- _Written problem_:
Drop every picture. Then return, exactly, the lines from the beginning of the listing below through the one containing "import React from".

- _Supplied material_:

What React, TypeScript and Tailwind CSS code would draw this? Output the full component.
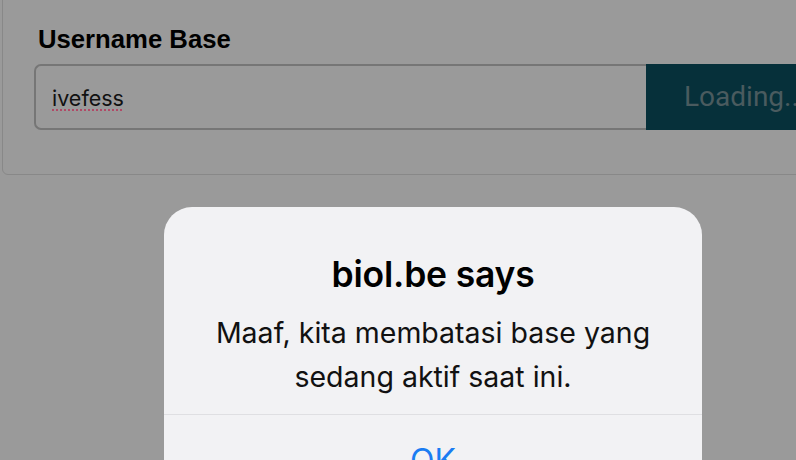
import React from "react";

// Alert shown over a dimmed form
export default function App() {
  return (
    <div className="relative w-[796px] h-[460px] overflow-hidden bg-[#9a9a9a]">
      {/* form card behind the overlay */}
      <div className="ml-[2px] mr-[-40px] mt-[-20px] h-[195px] rounded-md border-[1.5px] border-[#888888] pl-[31px] pt-[43px]">
        <label
          className="block pl-[4px] text-[25.7px] font-bold leading-[30px] text-black"
          style={{ fontFamily: '"Liberation Sans", Arial, sans-serif' }}
        >
          Username Base
        </label>
        <div className="mt-[10px] flex h-[66px]">
          <div
            className="flex w-[612px] shrink-0 items-center rounded-l-[7px] border-2 border-r-0 border-[#767676] pl-[16px] pt-[2px] text-[21.5px] text-[#111]"
            style={{ fontFamily: 'Inter, "Noto Sans", sans-serif' }}
          >
            <span className="underline decoration-dotted decoration-[#b04a66] decoration-2 underline-offset-[4px]">
              ivefess
            </span>
          </div>
          <div
            className="flex w-[200px] shrink-0 items-center bg-[#06303a] pl-[38px] text-[28px] text-[#4a5b5f]"
            style={{ fontFamily: 'Roboto, "Noto Sans", sans-serif' }}
          >
            Loading...
          </div>
        </div>
      </div>

      {/* alert dialog */}
      <div
        className="absolute left-[164px] top-[207px] w-[538px] rounded-[28px] bg-[#f2f2f4] text-center"
        style={{ fontFamily: 'Inter, "Noto Sans", sans-serif' }}
      >
        <div className="px-6 pt-[48px] pb-[15px]">
          <h2 className="text-[35.5px] font-semibold leading-[40px] tracking-[-0.2px] text-black">biol.be says</h2>
          <p className="mt-[16px] text-[28.5px] leading-[44px] text-[#111]">
            Maaf, kita membatasi base yang
            <br />
            sedang aktif saat ini.
          </p>
        </div>
        <div className="border-t border-[#dfdfe2] pt-[28px] pb-[30px] text-[32px] leading-[36px] text-[#1a7cf2]">
          OK
        </div>
      </div>
    </div>
  );
}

- _The solution_:
What React, TypeScript and Tailwind CSS code would draw this? Output the full component.
import React from "react";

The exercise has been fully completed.